See now, there's just no reason to go around saying things like that. Even if that were true (it's not), how would you know that it's true? Do you have a complete database of profitable businesses in your head? I doubt it. A significant number of open source companies are privately held, and there's really no telling how successful they are.

Anyway, right off the bat, you missed Mozilla Corporation.

Beyond that, the question of whether a company that does nothing but develop FOSS is irrelevant. The important question is whether developing FOSS can be a major part of a successful business strategy. You might start by asking Google and Apple.


Isn't Mozilla Foundation a non-profit? Wikipedia says it owns a taxable entity, the Mozilla Corporation, but gets the majority of it funds from donations from Google.

I think the companies listed only develop Open Source software and sell services. Google and Apple may use and support Open Source projects, but the real money makers are proprietary.
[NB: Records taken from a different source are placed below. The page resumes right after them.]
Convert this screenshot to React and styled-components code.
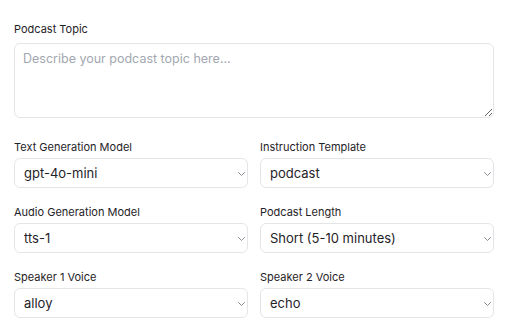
import styled, { createGlobalStyle } from 'styled-components';

const GlobalStyle = createGlobalStyle`
  body {
    margin: 0;
    background: #ffffff;
    font-family: Inter, "Noto Sans", "Liberation Sans", sans-serif;
    color: #1f2328;
  }
`;

const Form = styled.form`
  width: 480px;
  box-sizing: border-box;
  margin: 0 0 0 14px;
  padding-top: 22px;
`;

const TopicField = styled.div`
  display: flex;
  flex-direction: column;
  margin-bottom: 22px;
`;

const Grid = styled.div`
  display: grid;
  grid-template-columns: 1fr 1fr;
  column-gap: 12px;
  row-gap: 17px;
`;

const Field = styled.div`
  display: flex;
  flex-direction: column;
  min-width: 0;
`;

const Label = styled.label`
  display: block;
  font-size: 11px;
  line-height: 14px;
  color: #1f2328;
  margin-bottom: ${({ $gap }) => $gap}px;
`;

const TextArea = styled.textarea`
  display: block;
  width: 100%;
  height: 75px;
  box-sizing: border-box;
  border: 1px solid #e3e5e8;
  border-radius: 6px;
  padding: 7px 8px;
  font-family: inherit;
  font-size: 12.5px;
  line-height: 16px;
  color: #1f2328;
  resize: vertical;
  outline: none;

  &::placeholder {
    color: #a3a8b0;
  }
`;

const SelectWrap = styled.div`
  position: relative;
`;

const Select = styled.select`
  display: block;
  width: 100%;
  height: 30px;
  box-sizing: border-box;
  appearance: none;
  -webkit-appearance: none;
  background: #ffffff;
  border: 1px solid #e3e5e8;
  border-radius: 6px;
  padding: 0 18px 0 9px;
  font-family: inherit;
  font-size: 13px;
  color: #1f2328;
  outline: none;
`;

const Chevron = styled.svg`
  position: absolute;
  right: 3px;
  top: 50%;
  width: 7px;
  height: 4px;
  margin-top: -1px;
  pointer-events: none;
  color: #7a7f87;
`;

const fields = [
  { id: 'textModel', label: 'Text Generation Model', options: ['gpt-4o-mini', 'gpt-4o'] },
  { id: 'template', label: 'Instruction Template', options: ['podcast', 'lecture', 'interview'] },
  { id: 'audioModel', label: 'Audio Generation Model', options: ['tts-1', 'tts-1-hd'] },
  { id: 'length', label: 'Podcast Length', options: ['Short (5-10 minutes)', 'Long (20-30 minutes)'] },
  { id: 'voice1', label: 'Speaker 1 Voice', options: ['alloy', 'echo', 'fable', 'onyx', 'nova', 'shimmer'] },
  { id: 'voice2', label: 'Speaker 2 Voice', options: ['echo', 'alloy', 'fable', 'onyx', 'nova', 'shimmer'] },
];

export default function App() {
  return (
    <>
      <GlobalStyle />
      <Form onSubmit={(e) => e.preventDefault()}>
        <TopicField>
          <Label htmlFor="topic" $gap={7}>Podcast Topic</Label>
          <TextArea id="topic" placeholder="Describe your podcast topic here..." />
        </TopicField>
        <Grid>
          {fields.map((f) => (
            <Field key={f.id}>
              <Label htmlFor={f.id} $gap={4}>{f.label}</Label>
              <SelectWrap>
                <Select id={f.id} defaultValue={f.options[0]}>
                  {f.options.map((o) => (
                    <option key={o} value={o}>{o}</option>
                  ))}
                </Select>
                <Chevron viewBox="0 0 7 4" fill="none">
                  <polyline points="0.5,0.5 3.5,3.5 6.5,0.5" stroke="currentColor" strokeWidth="0.9" strokeLinecap="round" strokeLinejoin="round" />
                </Chevron>
              </SelectWrap>
            </Field>
          ))}
        </Grid>
      </Form>
    </>
  );
}
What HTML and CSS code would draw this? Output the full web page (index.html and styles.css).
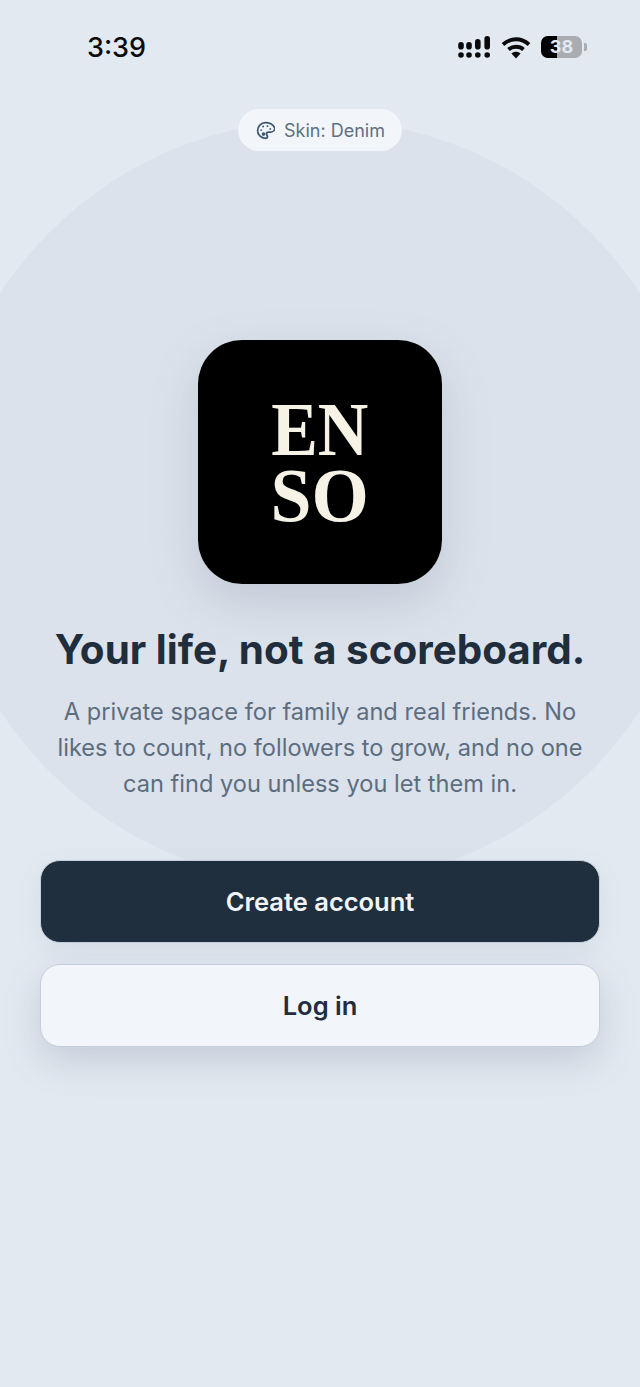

I agree that the list is still wrong.


Mozilla Foundation is non-profit. Mozilla Corporation is for-profit, and makes most of its revenue by selling the default search engine slot in Firefox to Google.

>I think the companies listed only develop Open Source software and sell services.

That's true, but I think it's looking at the situation completely wrong. It's sort of like saying that making left shoes is unprofitable because there are so few successful businesses that exclusively manufacture left shoes.


It is exceedingly easy to find other examples to counter. In fact, one of the easier ways is by looking at software where their license is of a specific type. Example: http://en.wikipedia.org/wiki/List_of_AGPL_web_applications


Tell me, is the goalpost that you're toting around there heavy?


Cloudera isn't primarily consulting. In fact we have about 8x as many engineers in product development compared to consulting, last I counted.


Alfresco and SugarCRM seem to be doing OK. I don't have deep insight into their finances, but they're certainly still around and in business.